“Frankenstein”, adaptação cinematográfica de Guillermo del Toro do romance de Mary Shelley, publicado em 1818, é, sem dúvidas, um dos filmes mais aguardados de 2025. Desde o princípio, o realizador já alertava em suas entrevistas que este “não era um filme de terror”. E, apesar de influências sombrias sempre estarem presentes em suas obras, “Frankenstein” absorve elementos do gótico literário dos séculos 18 e 19, além da atmosfera melancólica e romântica de Shelley. A ideia é dar ao filme um tom mais trágico do que de horror.

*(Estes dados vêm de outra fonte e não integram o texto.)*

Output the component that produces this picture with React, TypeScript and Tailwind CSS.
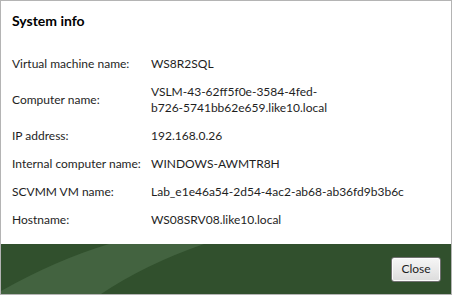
export default function App() {
  const rows: { label: string; value: React.ReactNode }[] = [
    { label: "Virtual machine name:", value: "WS8R2SQL" },
    {
      label: "Computer name:",
      value: (
        <>
          VSLM-43-62ff5f0e-3584-4fed-
          <br />
          b726-5741bb62e659.like10.local
        </>
      ),
    },
    { label: "IP address:", value: "192.168.0.26" },
    { label: "Internal computer name:", value: "WINDOWS-AWMTR8H" },
    { label: "SCVMM VM name:", value: "Lab_e1e46a54-2d54-4ac2-ab68-ab36fd9b3b6c" },
    { label: "Hostname:", value: "WS08SRV08.like10.local" },
  ];

  return (
    <div
      className="w-[452px] h-[295px] border border-[#b4b4b4] bg-white flex flex-col text-[#1e1e1e]"
      style={{ fontFamily: 'Lato, "Noto Sans", sans-serif' }}
    >
      <div className="h-[243px] px-[11px] pt-[10px]">
        <h1 className="text-[14px] leading-[20px] font-bold text-black">System info</h1>

        {/* details */}
        <div className="mt-[25px] grid grid-cols-[139px_1fr] gap-y-3 items-center text-[12px] leading-[16px]">
          {rows.map((r) => (
            <div key={r.label} className="contents">
              <div className="whitespace-nowrap">{r.label}</div>
              <div className="whitespace-nowrap">{r.value}</div>
            </div>
          ))}
        </div>
      </div>

      {/* footer */}
      <div className="relative h-[50px] bg-[#31502d] flex items-center justify-end pr-[10px]">
        <svg className="absolute inset-0" width="450" height="50" viewBox="0 0 450 50">
          <path d="M0 47 Q55 16 108 0 L203 0 Q145 20 100 50 L0 50 Z" fill="#436340" />
        </svg>
        <button className="relative w-[50px] h-[25px] rounded-[3px] border border-[#707070] bg-gradient-to-b from-[#f6f6f6] via-[#eaeaea] to-[#dcdcdc] text-[12px] text-[#1e1e1e] shadow-[inset_0_0_0_1px_#fcfcfc]">
          Close
        </button>
      </div>
    </div>
  );
}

Essencial para o resultado final primoroso do longa-metragem foi a participação de Jacob Elordi como a criatura. Durante muito tempo, Andrew Garfield estava confirmado para o papel, mas teve de deixar o projeto em cima da hora por conta de conflitos de agenda. E, embora o problema deva ter parecido grande para os produtores à época, acabou sendo favorável ao filme. Elordi se tornou fundamental para dar a identidade que o longa possui. Afinal, como o próprio Del Toro disse em entrevistas, o ator guarda no olhar uma inocência e uma raiva, exatamente o que caracteriza seu personagem.
Com influências expressionistas, como “Nosferatu”, de Murnau, e “O Gabinete do Dr. Caligari”, além de “Drácula de Bram Stoker”, de Francis Ford Coppola, pinturas de Goya, Fuseli e Francis Bacon, Del Toro utiliza uma paleta fria e contrastada, com predominância de verdes e azuis dessaturados, ocres, sépia e um preto profundo. A fotografia de Dan Laustsen, com quem já trabalhou em “A Forma da Água” e “O Beco do Pesadelo”, apresenta iluminação difusa que remete à luz de velas, cenários esfumaçados, repletos de neblina e uso expressivo de superfícies envidraçadas. A torre utilizada por Victor Frankenstein (Oscar Isaac) é concebida com estética pré-industrial, com grande presença de ferro e pedra. Também é possível perceber o romantismo de Mary Shelley na natureza: o sublime, as montanhas, tempestades e geleiras como estados de espírito.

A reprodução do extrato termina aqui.